Season the ribs with black pepper. Heat the oil in a large deepish roasting tray on the hob then brown the ribs on all sides. Add the vegetables, garlic, tomatoes, wine, beef stock, thyme and sugar, snuggle everything in together then pop in the oven and leave for three hours, when the meat should be falling off the bone. 

Remove the ribs to a large warmed serving dish and gently mash the vegetables down into the sauce. Add a little boiling water if it’s too thick. Taste and season as necessary. Pour sauce over the ribs, sprinkle over the parsley and serve. I served mine with mashed potato with a little wholegrain mustard stirred in and spring greens, finely shredded and very briefly boiled.

Wednesday, 7 December 2011


You must have realised by now that I am rather partial to pig cheeks. I love the way that the muscle and gristle melt into a lovely gelatinous nugget after long slow cooking, and the rich flavour of the pork can cope with all kinds of additional flavours.  There is a huge interest in Spanish cooking at the moment, heightened by the excitement of the lovely Jose Pizarro opening his first ‘proper’ restaurant in Bermondsey Street. I went to Andalucia several years ago and was bowled over by the food – tapas in bars in Seville, wandering from one to another…tiny deep fried octopi, melting jamon, unctuous crocqettas…and then there were the main courses. At one meal I had half a roast milk fed lamb. I should have felt guilty, as the kidney was the size of a teaspoon, but the flesh was incredibly tender and flavoursome. I ate it all. 

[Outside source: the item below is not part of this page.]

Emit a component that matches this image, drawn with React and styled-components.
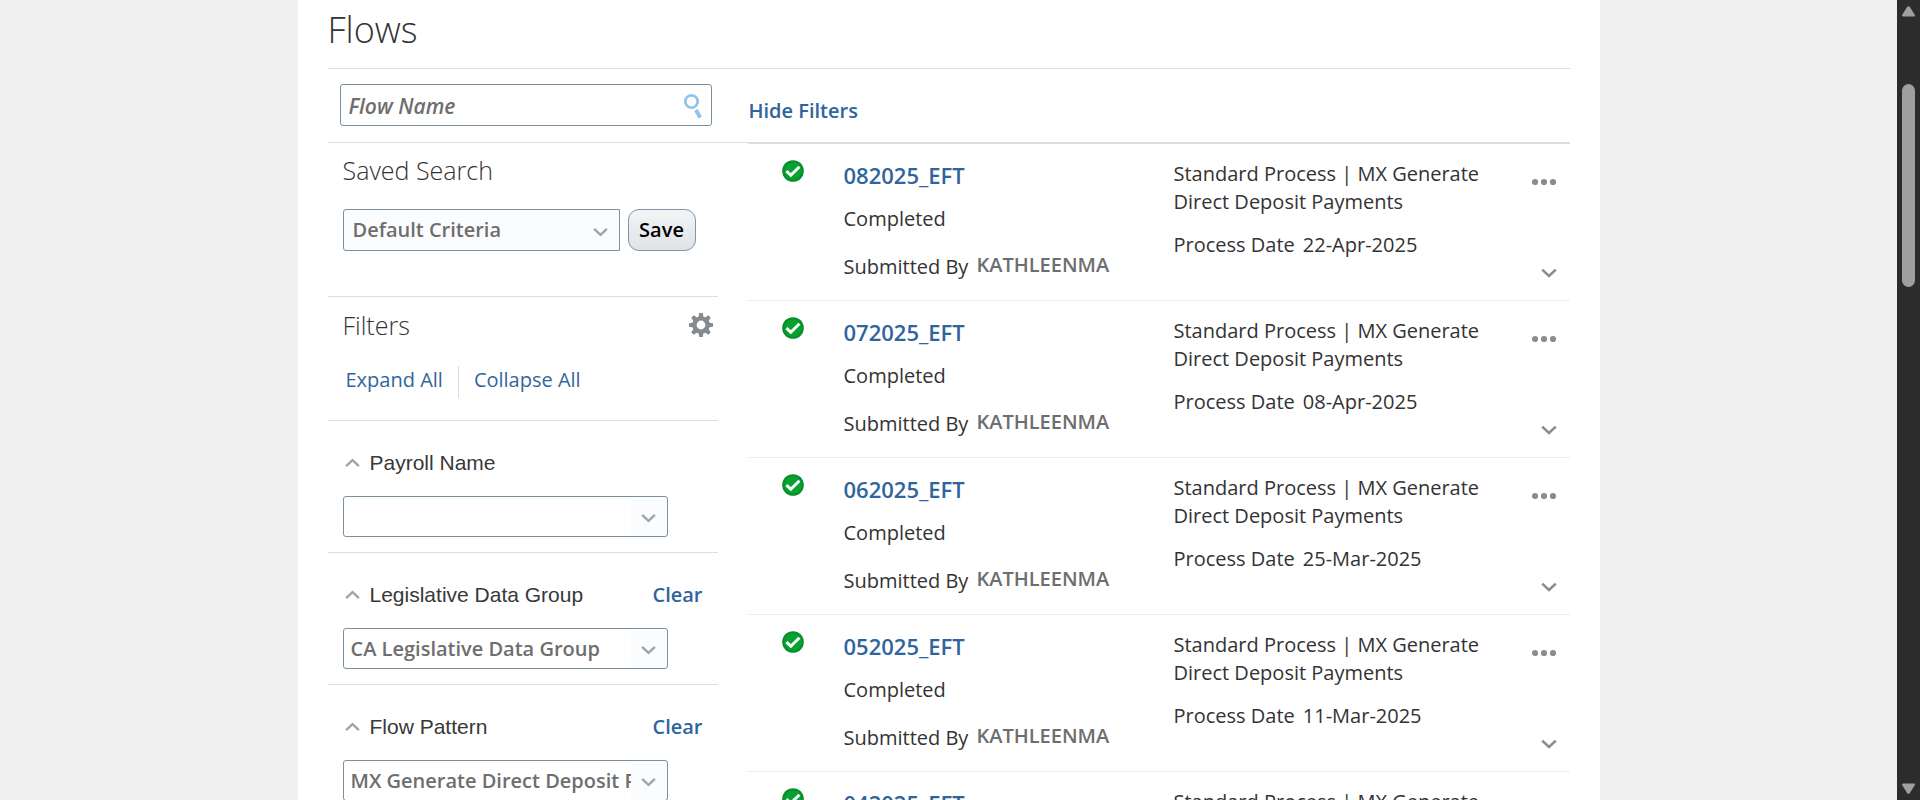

So, what to do with a pack of pig cheeks in my freezer?  I also had some cooking chorizo knocking about so it seemed obvious. The result was served with some long stem broccoli and a bit of bread to clean the dish – it was all very flavoursome…

Serves 2

1 tblsp. olive oil
I onion, finely sliced in half moons
Clove garlic crushed
500g pig cheeks, silvery sinew removed, cut into three
150g cooking chorizo, cut into chunks
1 tin butter beans, drained
500ml chicken stock
Splash of wine
Chopped parsley 

Heat the olive oil in a saute pan, add the garlic and onions and cook gently until golden. Add the pig cheeks, turn up the heat slightly and brown them off. They don’t have to be too brown, just have a little colour.  Add the chorizo and continue cooking until the chunks are a little crisp round the edges. 

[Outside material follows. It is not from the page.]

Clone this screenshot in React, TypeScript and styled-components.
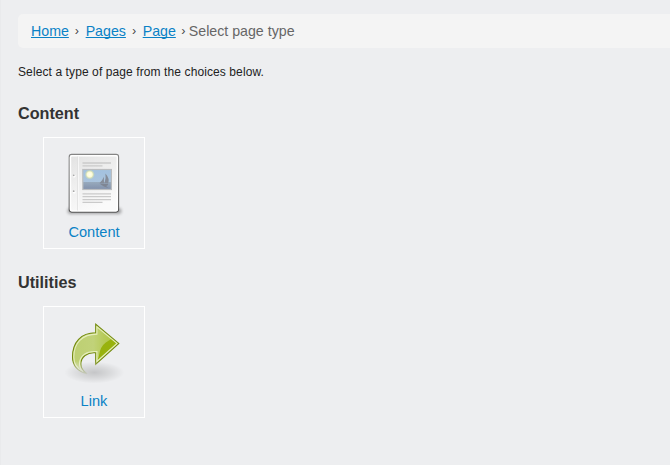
import React from 'react';
import styled, { createGlobalStyle } from 'styled-components';

const GlobalStyle = createGlobalStyle`
  * { box-sizing: border-box; }
  body {
    margin: 0;
    background: #edeef0;
    color: #333;
    font-family: "Liberation Sans", Arial, sans-serif;
    overflow: hidden;
  }
`;

const Page = styled.main`
  height: 465px;
  padding: 14px 0 0 17px;
  border-left: 1px solid #e9eaec;
`;

const Breadcrumb = styled.nav`
  display: flex;
  align-items: center;
  height: 34px;
  padding: 0 13px;
  border-radius: 5px 0 0 5px;
  background: #f4f4f4;
  color: #666;
  font-size: 14.2px;
  white-space: pre;
`;

const Crumb = styled.a`
  color: #0a82c6;
  text-decoration: underline;
  text-underline-offset: 1px;
  text-decoration-thickness: 1px;
  text-decoration-skip-ink: none;
`;

const Separator = styled.span<{ $last?: boolean }>`
  width: ${({ $last }) => ($last ? 13 : 16.8)}px;
  padding-left: ${({ $last }) => ($last ? 5.5 : 6)}px;
  color: #444;
  font-size: 12.5px;
`;

const Intro = styled.p`
  margin: 16px 0 0;
  color: #222;
  font-size: 12px;
  line-height: 16px;
  letter-spacing: 0.1px;
`;

const Section = styled.section`
  margin-top: 23px;
`;

const Heading = styled.h2`
  margin: 0;
  color: #333;
  font-size: 16.2px;
  line-height: 20px;
`;

const Tile = styled.a`
  display: flex;
  flex-direction: column;
  align-items: center;
  width: 102px;
  height: 112px;
  margin: 14px 0 0 25px;
  padding-top: 10px;
  border: 1px solid #fff;
  color: #0a82c6;
  font-size: 14.6px;
  line-height: 20px;
  text-decoration: none;
`;

const Icon = styled.svg`
  display: block;
  width: 68px;
  height: 74px;
  flex: none;
`;

const ContentIcon = () => (
  <Icon viewBox="0 0 68 74">
    <defs>
      <linearGradient id="edge" x2="0" y2="1">
        <stop stopColor="#858585" />
        <stop offset="1" stopColor="#585858" />
      </linearGradient>
      <linearGradient id="paper" x2=".4" y2="1">
        <stop stopColor="#e2e2e2" />
        <stop offset=".5" stopColor="#efefef" />
        <stop offset="1" stopColor="#fafafa" />
      </linearGradient>
      <linearGradient id="sky" x2="0" y2="1">
        <stop stopColor="#a3c1e0" />
        <stop offset="1" stopColor="#aec6dc" />
      </linearGradient>
      <linearGradient id="sea" x2="0" y2="1">
        <stop stopColor="#98aabd" />
        <stop offset="1" stopColor="#8190ab" />
      </linearGradient>
      <radialGradient id="sun">
        <stop stopColor="#fffff4" />
        <stop offset=".5" stopColor="#fdfcd4" />
        <stop offset=".7" stopColor="#dce4b0" stopOpacity=".8" />
        <stop offset="1" stopColor="#bfd3c0" stopOpacity="0" />
      </radialGradient>
      <filter id="pageShadow" x="-20%" y="-100%" width="140%" height="300%">
        <feGaussianBlur stdDeviation="1.5" />
      </filter>
    </defs>
    <rect x="7.5" y="60" width="54" height="6" rx="3" fill="#000" opacity=".3" filter="url(#pageShadow)" />
    <rect x="9.2" y="6.4" width="49.4" height="57.7" rx="2.5" fill="url(#paper)" stroke="url(#edge)" strokeWidth="1.1" />
    <rect x="10.5" y="7.7" width="46.8" height="55.1" rx="1.5" fill="none" stroke="#fff" strokeWidth="1.4" />
    <path d="M17.5 8.5v54" stroke="#dfdfdf" strokeWidth=".8" />
    <path d="M18.5 8.5v54" stroke="#fafafa" strokeWidth=".8" />
    <g fill="#fff">
      <circle cx="14.2" cy="28" r="1.5" />
      <circle cx="14.2" cy="43.9" r="1.5" />
    </g>
    <g fill="#a8a8a8">
      <circle cx="13.7" cy="27.3" r=".9" />
      <circle cx="13.7" cy="43.2" r=".9" />
    </g>
    <path
      d="M22.5 15H51M22.5 17.8H42.5M22.5 45.8H51M22.5 48.7H51M22.5 51.6H51M22.5 54.4H42.5"
      stroke="#cacaca"
      strokeWidth="1.3"
    />
    <rect x="22.8" y="21.5" width="28.6" height="20" fill="url(#sky)" />
    <rect x="23" y="34" width="28.2" height="7.5" fill="url(#sea)" />
    <circle cx="29.7" cy="26.5" r="5.2" fill="url(#sun)" />
    <path d="M45.4 25.5q4.6 5 2.7 10l-3.6-.6q1.8-4.4.9-9.4zM43.8 28.8l.2 6.4-4.4-.3q3.2-2.6 4.2-6.1z" fill="#858c99" />
    <path d="M39.3 35.5l9 .4q-.8 1.8-2.2 2.2l2.2 1.8-4.4-1.4z" fill="#7e8593" />
    <rect x="22.8" y="21.5" width="28.6" height="20" fill="none" stroke="#bbbdbf" strokeWidth="1.2" />
  </Icon>
);

const arrow =
  'M35.7 7.2L58.8 26.4L35.7 47.2V35.8C27 35 20.9 40 20.9 47C20.9 51 23 54 27 57C17 54 12.5 47.5 12.5 40C12.5 25 21 15.8 35.7 15.8Z';
const arrowInner =
  'M36.9 9.8L57 26.4L36.9 44.5V34.6C27 33.6 19.5 38.5 19.5 47C19.5 50.5 21 53 23 54.5C16.5 51.5 13.8 46 13.8 40C13.8 26 22 17.1 36.9 17.1Z';

const LinkIcon = () => (
  <Icon viewBox="0 0 68 74">
    <defs>
      <linearGradient id="arrowFade" x2="0" y2="1">
        <stop offset=".76" stopColor="#fff" />
        <stop offset="1" stopColor="#fff" stopOpacity="0" />
      </linearGradient>
      <linearGradient id="leaf" x2="1" y2="0">
        <stop stopColor="#bdcf72" />
        <stop offset=".45" stopColor="#c1d279" />
        <stop offset="1" stopColor="#a9c02e" />
      </linearGradient>
      <radialGradient id="ground">
        <stop stopOpacity=".17" />
        <stop offset=".5" stopOpacity=".09" />
        <stop offset="1" stopOpacity="0" />
      </radialGradient>
      <mask id="arrowMask">
        <rect width="68" height="58" fill="url(#arrowFade)" />
      </mask>
      <clipPath id="arrowClip">
        <path d={arrowInner} />
      </clipPath>
    </defs>
    <ellipse cx="34.3" cy="55.5" rx="30" ry="11" fill="url(#ground)" />
    <g mask="url(#arrowMask)">
      <path d={arrow} fill="url(#leaf)" stroke="#748a10" strokeWidth="1.1" />
      <g clipPath="url(#arrowClip)">
        <path d="M36.5 46Q39 40 40 34Q42 27 49 23.5L54 20L62 26L38 50Z" fill="#98b20d" />
      </g>
      <path d={arrowInner} fill="none" stroke="#e6eebd" strokeWidth="1.1" />
    </g>
  </Icon>
);

const groups = [
  { title: 'Content', label: 'Content', Art: ContentIcon },
  { title: 'Utilities', label: 'Link', Art: LinkIcon },
];

export default function App() {
  return (
    <>
      <GlobalStyle />
      <Page>
        <Breadcrumb>
          <Crumb>Home</Crumb>
          <Separator>›</Separator>
          <Crumb>Pages</Crumb>
          <Separator>›</Separator>
          <Crumb>Page</Crumb>
          <Separator $last>›</Separator>
          <span>Select page type</span>
        </Breadcrumb>
        <Intro>Select a type of page from the choices below.</Intro>
        {groups.map(({ title, label, Art }) => (
          <Section key={title}>
            <Heading>{title}</Heading>
            <Tile>
              <Art />
              <span>{label}</span>
            </Tile>
          </Section>
        ))}
      </Page>
    </>
  );
}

Add the beans, chicken stock and wine. Bring to a simmer and cook for 2 hours.  You may need to remove the lid for the last 30 minutes to reduce the sauce down a little, and you can also crush a couple of beans into the sauce if you need to thicken it more. 

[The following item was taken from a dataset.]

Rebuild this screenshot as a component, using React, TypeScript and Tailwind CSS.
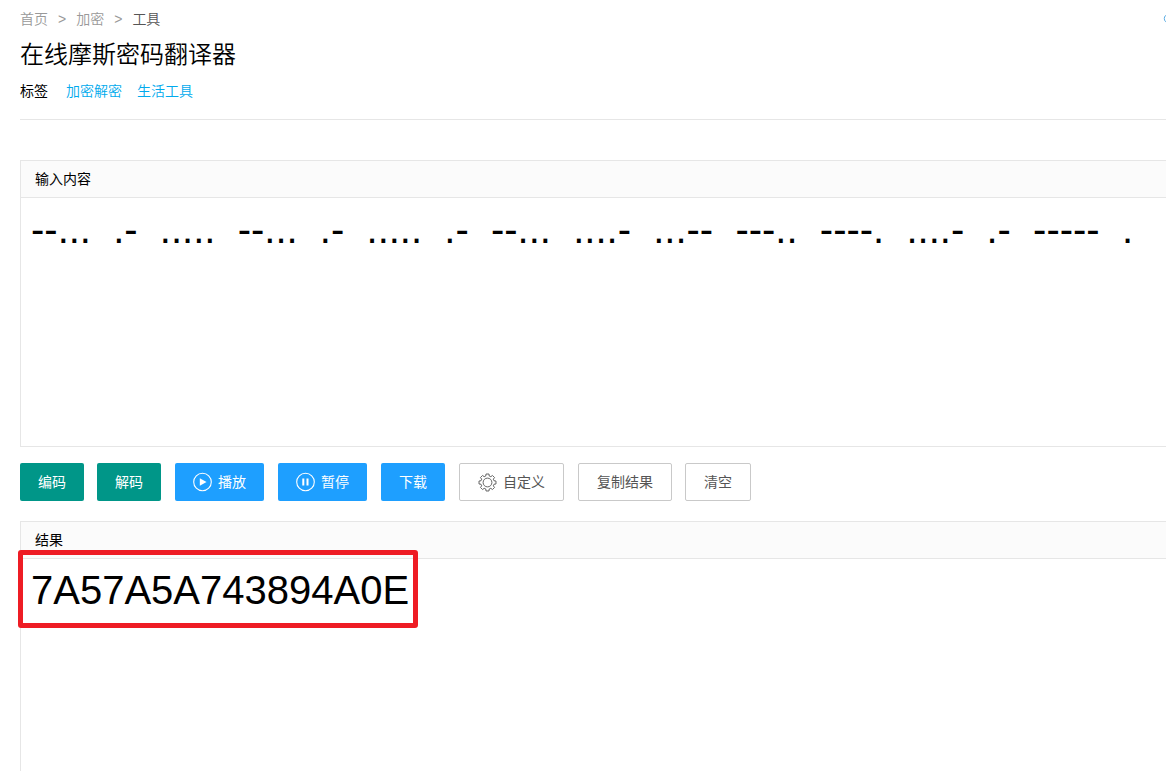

Spoon into 2 bowls, sprinkle over the parsley, serve with a green vegetable and some bread.

Thursday, 1 December 2011


I don’t usually blog about restaurants – for a start I can’t afford to eat out a lot and so don’t feel particularly qualified to comment as I can’t compare Heston’s latest offering with Roganic.  But occasionally Mr Redding and I find ourselves desperate for something to eat and need it NOW rather than wait to get home and either cook something or order a carry out. So, we found ourselves at Camberwell Green at 9.15 in the evening, hungry and craving Indian food. I had noticed Safa a couple of times on my way to the Crooked Well or Stormbird, and we pushed open the door....
Safa is a bright, modern, smart restaurant, all wood, green and black leather. The staff are elegantly dressed in black with toning green ties and are effortlessly attentive and charming.  The wine list is small but beautifully marked and we ordered a bottle of Chardonnay with a hint of Gewurtztraminer. Poppadoms arrived and that’s when we started thinking Safa might be a bit of a find. A tray of four obviously homemade chutneys came with them – yoghurt flavoured with green chilli and coriander; tamarind; tomato and red chilli and a hot mango chutney. All delicious.
Starters were mixed vegetable pakora and Amritsai fish – chunks of cod and cauliflower, potato, aubergine and onion all deep fried in a spiced batter and served with a mint and lime sauce and a red chilli sauce. All delicious – mmm....
Then came the main course. Methi Gosht was full of fresh fenugreek and very tender lamb with just enough fat to really accentuate the flavour. I think it was neck fillet, one of my favourite cuts. Chicken Xiacutti was truly mouthwatering – chicken cooked in traditional Goan style with pickling spices. Tarka dall was tempered with red chilli, garlic and cumin seeds and the naan bread was light and plentiful.
Along with a bowl of pilao rice the bill came to exactly £40. The reason it is so reasonably priced whilst delivering a very high quality product is primarily because the portions aren’t huge. The starters are more like appetisers and the main courses would not satisfy someone looking for a post pub curry blowout. If you’re really hungry you would probably order 3 main courses between 2. But it hit the spot for us and we both felt it was one of the best Indian meals we had experienced – and between us we’ve had quite a few, from Chutney Mary and Ma Goa to the cheap and not so cheerful.
So if you’re stuck in Camberwell Green looking for a bite of something pop in and see the lovely people at Safa – they will make you feel very welcome and I am sure you will love the food.